Two former Yankee pitchers Tommy John and Luis Tiant are candidates on this year’s Hall of Fame Modern Era ballot. Both these players made strong impressions on Yankee fans through their work with Yankee rivals before donning the pinstripes. Tiant was the ace of the Red Sox pitching staff through much of the 1970s including during the historic 1978 battle for the American League East championship. John was a stalwart pitcher on Dodger teams that lost the 1977 and 1978 World Series to the Yankees.
Tiant pitched two pretty undistinguished seasons for the Yankees in 1979-80, posting a 21-17 record and very pedestrian 4.31 ERA during the course of those two seasons. If Tiant makes it to Cooperstown it will not be for anything he did with the Yankees. John is a different story.

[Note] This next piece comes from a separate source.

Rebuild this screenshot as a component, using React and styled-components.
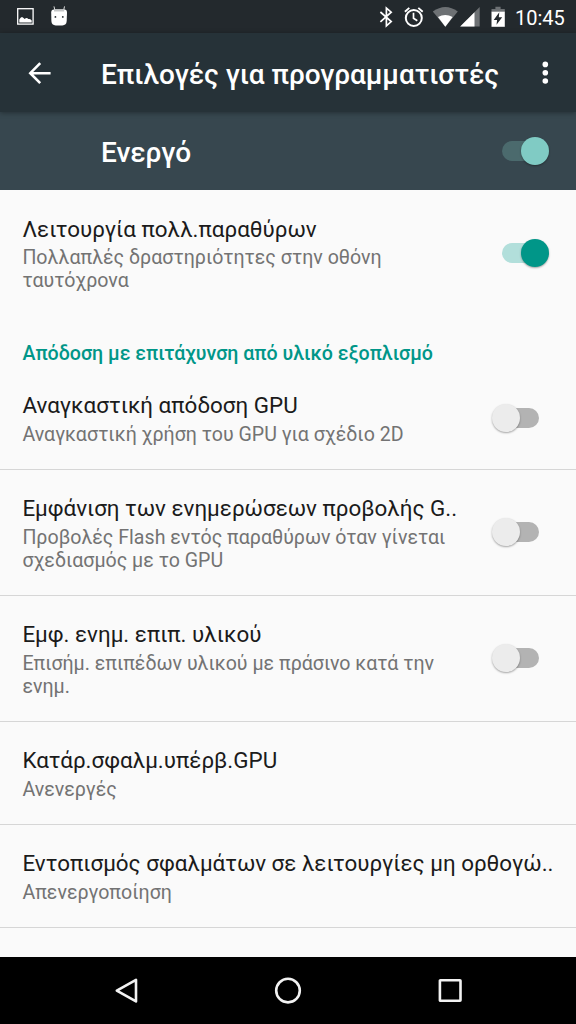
import { useState } from "react";
import styled, { createGlobalStyle } from "styled-components";

const opciones = [
    {
        id: 'gpu',
        title: 'Αναγκαστική απόδοση GPU',
        lines: ['Αναγκαστική χρήση του GPU για σχέδιο 2D'],
        toggle: true
    },
    {
        id: 'views',
        title: 'Εμφάνιση των ενημερώσεων προβολής G..',
        lines: ['Προβολές Flash εντός παραθύρων όταν γίνεται', 'σχεδιασμός με το GPU'],
        toggle: true
    },
    {
        id: 'layers',
        title: 'Εμφ. ενημ. επιπ. υλικού',
        lines: ['Επισήμ. επιπέδων υλικού με πράσινο κατά την', 'ενημ.'],
        toggle: true
    },
    {
        id: 'overdraw',
        title: 'Κατάρ.σφαλμ.υπέρβ.GPU',
        lines: ['Ανενεργές']
    },
    {
        id: 'clip',
        title: 'Εντοπισμός σφαλμάτων σε λειτουργίες μη ορθογώ..',
        lines: ['Απενεργοποίηση']
    }
];

export default function App() {
    const [on, setOn] = useState({ master: true, multi: true });

    const flip = (id) => setOn({ ...on, [id]: !on[id] });

    return (
        <>
            <GlobalStyle />
            <Screen>
                <StatusBar>
                    <PictureIcon />
                    <DroidIcon />
                    <Spacer />
                    <SystemIcons />
                    <Clock>10:45</Clock>
                </StatusBar>
                <AppBar>
                    <BackButton aria-label="Πίσω">
                        <svg width="24" height="24" viewBox="0 0 24 24" fill="none" stroke="#fff" strokeWidth="2.6">
                            <path d="M23.6 12.2H3.4M13.2 2.2L3.3 12.2l9.9 10" />
                        </svg>
                    </BackButton>
                    <h1>Επιλογές για προγραμματιστές</h1>
                    <MoreButton aria-label="Περισσότερα">
                        <svg width="8" height="24" viewBox="0 0 8 24" fill="#fff">
                            <circle cx="4.3" cy="3.4" r="2.8" />
                            <circle cx="4.3" cy="11.7" r="2.8" />
                            <circle cx="4.3" cy="20" r="2.8" />
                        </svg>
                    </MoreButton>
                </AppBar>
                <MasterBar>
                    <h2>Ενεργό</h2>
                    <Toggle dark on={on.master} onClick={() => flip('master')} />
                </MasterBar>
                <List>
                    <Row $tall $plain>
                        <Texts>
                            <Title>Λειτουργία πολλ.παραθύρων</Title>
                            <Summary>Πολλαπλές δραστηριότητες στην οθόνη</Summary>
                            <Summary>ταυτόχρονα</Summary>
                        </Texts>
                        <Toggle on={on.multi} onClick={() => flip('multi')} />
                    </Row>
                    <Category>Απόδοση με επιτάχυνση από υλικό εξοπλισμό</Category>
                    {opciones.map((x) => (
                        <Row key={x.id} $tall={x.lines.length > 1}>
                            <Texts $up>
                                <Title $up>{x.title}</Title>
                                {x.lines.map((l) => <Summary key={l}>{l}</Summary>)}
                            </Texts>
                            {x.toggle && <Toggle on={on[x.id]} onClick={() => flip(x.id)} />}
                        </Row>
                    ))}
                </List>
                <NavBar>
                    <svg width="26" height="28" viewBox="0 0 26 28">
                        <path d="M23 2.8v21.6L3.8 13.6z" />
                    </svg>
                    <svg width="28" height="28" viewBox="0 0 28 28">
                        <circle cx="14" cy="13.6" r="11.8" />
                    </svg>
                    <svg width="26" height="28" viewBox="0 0 26 28">
                        <rect x="2.9" y="3.2" width="20.6" height="20.6" rx="0.5" />
                    </svg>
                </NavBar>
            </Screen>
        </>
    );
}

const Toggle = ({ on, dark, onClick }) => (
    <Switch role="switch" aria-checked={!!on} $on={on} $dark={dark} onClick={onClick}>
        <Track $on={on} $dark={dark} />
        <Thumb $on={on} $dark={dark} />
    </Switch>
);

const PictureIcon = () => (
    <svg width="18" height="18" viewBox="0 0 18 18">
        <rect x="0.7" y="1.7" width="15.4" height="15.4" fill="none" stroke="#fff" strokeWidth="1.3" />
        <path d="M2.3 15.6v-3q1.8-3.4 3.6-2.2l1.8 1.7q2-2 3.6 0 2.6-.6 3.4 1.5v2z" fill="#fff" />
    </svg>
);

const DroidIcon = () => (
    <svg width="18" height="20" viewBox="0 0 18 20">
        <path d="M3.9 4.5L3 .4M12.6 4.5L13.5.4" stroke="#ddd" strokeWidth="1" />
        <path d="M.2 6.5Q.2 3.6 3 3.6h10.4Q16 3.6 16 6.5L15.7 15q-.2 4.4-4.4 4.4H4.7Q.6 19.400.4 15z" fill="#fff" />
        <path d="M3 3.2h10.2v2.3H3z" fill="#c4c6c7" />
        <circle cx="4.4" cy="10.900" r="0.9" fill="#23292d" />
        <circle cx="11.8" cy="10.900" r="0.9" fill="#23292d" />
    </svg>
);

// bluetooth, alarm, wifi, signal and battery
const SystemIcons = () => (
    <svg width="130" height="24" viewBox="378 4 130 24">
        <path d="M380.4 12l10.8 9.6-4.8 4.200V8l4.800 4.200-10.800 9.600" fill="none" stroke="#fff" strokeWidth="1.7" />
        <circle cx="413.8" cy="18" r="8" fill="none" stroke="#fff" strokeWidth="2" />
        <path d="M413.5 12.8v5.400l3.800 2.600" fill="none" stroke="#fff" strokeWidth="1.7" />
        <path d="M404.9 11.700l4.400-3.800M422.700 11.700l-4.400-3.800" stroke="#fff" strokeWidth="1.9" />
        <path d="M432.800 11.400q12.500-9 25 0L445.300 26.700z" fill="#6d7174" />
        <path d="M438 17.100q7.300-4.400 14.600 0l-7.300 9.600z" fill="#fff" />
        <path d="M479.700 7v19.500h-19.500z" fill="#6d7174" />
        <path d="M474.500 12.200v14.300h-14.300z" fill="#fff" />
        <path d="M495.400 6.700h5.200v2.200h4.200v3.300h-13.300V8.900h3.900z" fill="#6d7174" />
        <path d="M491.500 11.700h13.300v15.100h-13.300z" fill="#fff" />
        <path d="M499.300 12.200l-5.600 7.800h3.400l-.6 4.800 5.700-7.500h-3.400z" fill="#23292d" />
    </svg>
);

const GlobalStyle = createGlobalStyle`
    * {
        box-sizing: border-box;
    }
    body {
        margin: 0;
        font-family: Roboto, 'Noto Sans', sans-serif;
        background-color: #FAFAFA;
    }
    h1, h2, h3, p {
        margin: 0;
    }
    button {
        border: 0;
        padding: 0;
        background: none;
    }
    svg {
        display: block;
        flex: none;
    }
`

const Screen = styled.div`
    width: 576px;
    height: 1024px;
    display: flex;
    flex-direction: column;
    overflow: hidden;
    background-color: #FAFAFA;
`

const StatusBar = styled.header`
    height: 33px;
    flex: none;
    display: flex;
    align-items: center;
    gap: 16px;
    padding: 0 11px 1px 17px;
    background-color: #23292D;
    color: #FFFFFF;
`

const Spacer = styled.div`
    flex: 1;
`

const Clock = styled.span`
    width: 50px;
    margin-left: -9px;
    padding-top: 4px;
    font-weight: 400;
    font-size: 20px;
    line-height: 23px;
    white-space: nowrap;
`

const AppBar = styled.div`
    height: 79px;
    flex: none;
    z-index: 1;
    display: flex;
    align-items: center;
    padding: 0 27px;
    background-color: #263238;
    box-shadow: 0 1px 5px rgba(0, 0, 0, 0.35);
    color: #FFFFFF;
    h1 {
        flex: 1;
        padding-top: 3px;
        font-weight: 500;
        font-size: 28px;
        line-height: 33px;
        letter-spacing: -0.04px;
        white-space: nowrap;
    }
`

const BackButton = styled.button`
    width: 74px;
`

const MoreButton = styled.button`
    width: 8px;
`

const MasterBar = styled.div`
    height: 78px;
    flex: none;
    display: flex;
    align-items: center;
    justify-content: space-between;
    padding: 0 27px 0 101px;
    background-color: #37474F;
    color: #FFFFFF;
    h2 {
        padding-top: 3px;
        font-weight: 500;
        font-size: 28px;
        line-height: 33px;
        letter-spacing: -0.04px;
    }
`

const List = styled.main`
    flex: 1;
    min-height: 0;
    overflow: hidden;
`

const Row = styled.div`
    height: ${props => props.$tall ? '126px' : '103px'};
    display: flex;
    align-items: center;
    padding: 0 27px ${props => props.$plain ? '0' : '1px'} 22.4px;
    border-bottom: 1px solid ${props => props.$plain ? 'transparent' : '#D6D6D6'};
`

const Texts = styled.div`
    flex: 1;
    min-width: 0;
    align-self: flex-start;
    padding-top: ${props => props.$up ? '25px' : '26px'};
    white-space: nowrap;
`

const Title = styled.h3`
    margin-bottom: ${props => props.$up ? '5px' : '4px'};
    font-weight: 400;
    font-size: 22.4px;
    line-height: 26px;
    color: #1B1B1B;
`

const Summary = styled.p`
    font-size: 19.6px;
    line-height: 23px;
    color: #737373;
`

const Category = styled.h3`
    height: 51px;
    padding: 26px 22.4px 0;
    font-weight: 500;
    font-size: 19.6px;
    line-height: 23px;
    white-space: nowrap;
    color: #009688;
`

const Switch = styled.button`
    flex: none;
    display: flex;
    align-items: center;
    width: 57px;
    height: 28px;
`

const Track = styled.span`
    width: 37px;
    height: 20px;
    margin-left: 10px;
    border-radius: 10px;
    background-color: ${props => props.$on ? (props.$dark ? '#4B6A6D' : '#B2DFDB') : '#B3B3B3'};
`

const Thumb = styled.span`
    z-index: 1;
    flex: none;
    width: 28px;
    height: 28px;
    margin-left: ${props => props.$on ? '-18px' : '-47px'};
    border-radius: 50%;
    background-color: ${props => props.$on ? (props.$dark ? '#80CBC4' : '#009688') : '#ECECEC'};
    box-shadow: 0 1px 2px rgba(0, 0, 0, 0.35);
`

const NavBar = styled.nav`
    height: 67px;
    flex: none;
    display: flex;
    align-items: center;
    justify-content: space-between;
    padding: 0 113px;
    background-color: #000000;
    svg {
        fill: none;
        stroke: #F2F2F2;
        stroke-width: 2.6;
        stroke-linejoin: round;
    }
`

In his first stint with the Yankees that lasted from 1979 to late in the 1982 season, John was a solid to excellent pitcher, winning more than twenty games in both 1979 and 1980 while being selected to the All Star team and finishing in the top five in Cy Young voting in both those years. John was traded away in August of 1982 and rejoined the Yankees as a free agent in May of 1986. This second go around with the Yankees began when John was 43, but he still managed decent numbers, 29-24 with a 4.26 ERA while being a regular member of the pitching rotation in 1987 and 1988. Although many probably think of John as a Dodger, he won more games, started more games and threw more innings as a Yankee. However, he had more games started and innings pitched with the White Sox than with either the Yankees or the Dodgers.
In addition to having different experiences with the Yankees Tiant and John are very different kinds of candidates for the Hall of Fame. In some respects, this is obvious to anybody who saw them pitch. Tiant, a righty, had a wide range of pitches, deliveries and arm angles. He was fun to watch even when he was beating the Yankees. The closes contemporary comparison might be Johnny Cueto, but Tiant was better. John was a sinker ball specialist. When he was with the Yankees watching him pitch a game was an almost soporific series of ground balls to Willie Randolph, Bucky Dent and Graig Nettles. It sometimes felt almost boring, but John was extremely effective.
Tiant at his best was a better pitcher than John. John’s best seasons were 1968 and 1979. In the former he posted a very impressive ERA+ of 168, but pitched only 177.1 innings. Injuries shortened his season, but he still had 5.6 WAR. His 1979 season with the Yankees was a 5.5 WAR season, but he threw 276.1 innings with an ERA+ of 137. These are both excellent seasons, but they suggest that John’s peak was never as high as the best pitchers of his time.
Tiant’s record is very different. He had four seasons where he exceeded 6 WAR including 1968 when he accumulated 8.4 WAR. His best season was 1968 when he had a 21-9 record and an ERA+ of 186. Tiant’s Hall of Fame candidacy rests on his three strongest seasons 1968, 1972 and 1974 and, in general, on his work with the Red Sox from 1972-1978 when he resurrected his career and was an either excellent or solid starting pitcher for seven years.
John was an accumulator. At his best, he was a good, but not great, pitcher, but he pitched, and was effective, into his late 40s. John is 25th on the All Time win list. Of those ahead of him on that list only Roger Clemens, due to steroid related issues and Bobby Matthews, an obscure 19th century pitcher, are not in the Hall of Fame. Of the 25 below John on the list only two, Jim Kaat and Jamie Moyer, are not in the Hall of Fame and no longer either active or on the ballot. John was better than both of them.
Despite being a very good pitcher for a very long time, John’s most lasting contribution to baseball comes from his 1975 season when he didn’t throw a pitch. During that year, John had experimental surgery to fix a torn UCL in his left arm. The survey worked and the following season John returned to being a top pitcher. In the forty years since then, many careers have been saved by the surgery that now bears John’s name. One result of this is that many young players and fans know the surgery, but do not know that Tommy John was a real pitcher and a very good one at that. Electing him to the Hall of Fame would be a good way to change that.
The Cooperstown case for John is based on having had a long and very good, if never quite great, career and for the larger impact he had on baseball. For Tiant, his very impressive peak, relative longevity, including 229 wins and just short of 3,500 innings pitched, are a big part of his case, but there is more to Tiant than that. He was a reliable big game pitcher and one of the first great Cuban stars to make it to the big leagues. Starting pitchers are not well represented in Cooperstown. Tiant and John are among the best of their era who are not in yet, so electing them would begin to rectify that and perhaps open the door to even more qualified pitchers, like longtime Yankee Mike Mussina, from later eras. And, for what its worth, both were better pitchers than Jack Morris who may just get in on some kind of strange sympathy vote this year.